The new omnibus bill adds a slew of additional provisions. It shortens early voting by a week, eliminates same-day registration, increases restrictions on provisional voting, ends pre-registration for high school students before their 18th birthday and prohibits counties from extending early voting hours on the Saturday before Election Day to accommodate emergencies, such as long lines.

The measure also increases maximum individual campaign contributions from $4,000 to $5,000, it repeals publicly funded elections for judicial races, and weakens disclosure requirements showing who pays for political ads.

As per the bill’s original intent, voters would have to present a government-issued photo ID at the polls and student IDs issued by the state’s public universities and community colleges would not be accepted. It also would allow any registered voter of a county to challenge the eligibility of another voter, it eliminates straight-ticket voting and outlaws paid voter registration drives.

Supporters of the legislation say it is necessary to combat voter fraud, which they say is widespread and usually undetected.
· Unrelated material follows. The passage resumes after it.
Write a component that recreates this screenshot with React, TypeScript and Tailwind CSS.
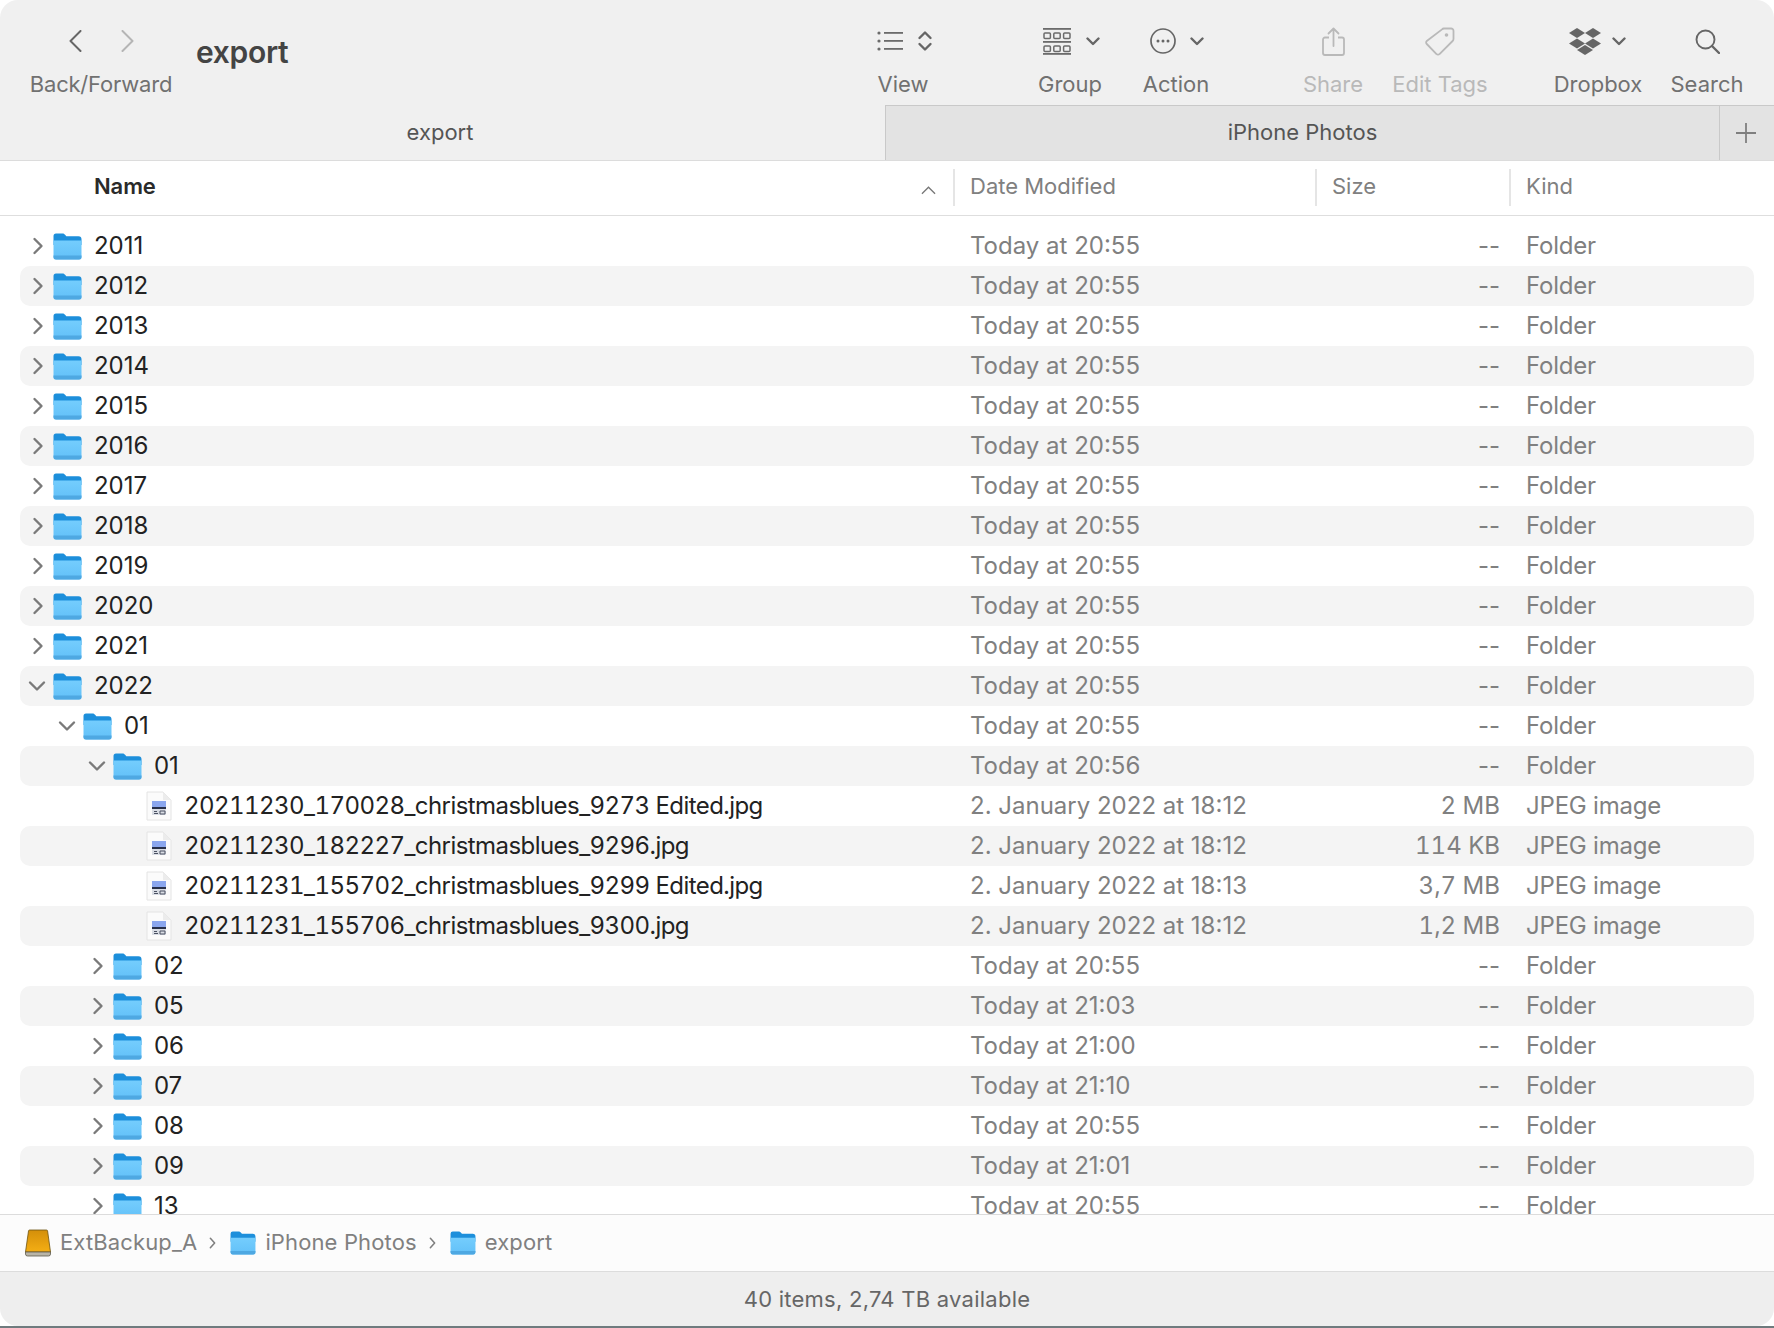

“People need to have confidence in the fact that everyone only votes once, and that their vote matters, and establish integrity in the electoral process,” state Sen. Bob Rucho (R-Mecklenburg), who guided the bill through committee, told the AP. “I would hope we can pass this bill and re-establish a level of integrity and confidence in the electoral system.”

But Democrats and nonpartisan voting activists say GOP claims of voter fraud are often exaggerated and have little basis in fact. Instead, they claim, the measures are often aimed at suppressing the votes of African Americans, Hispanics, the young, the elderly and the disabled.

“You’re going to have a situation with this bill where you’ve got people who voted all their lives that are going to show up at the polling place and not going to have what they need to vote,” said state Sen. Martin Nesbitt (D-Buncombe), the Senate minority leader, as quoted by the AP. “That is outrageous.”

North Carolina’s House Bill 589, which is expected to be passed by the majority-Republican Senate, is the latest in a series of Republican-led efforts to suppress voter turnout, activists say. And such efforts are likely to balloon in number in the wake of the Supreme Court’s decision last month that stymies enforcement provisions of the Voting Rights Act that were meant to protect against racial discrimination in the election process.

“This is the single worst bill we have seen introduced since voter suppression bills began sweeping the country two years ago,” said Barbara Arnwine, executive director of the Lawyers’ Committee for Civil Rights Under Law, in a statement. The measure “would make a mockery out of the democratic process in the state if enacted into law.”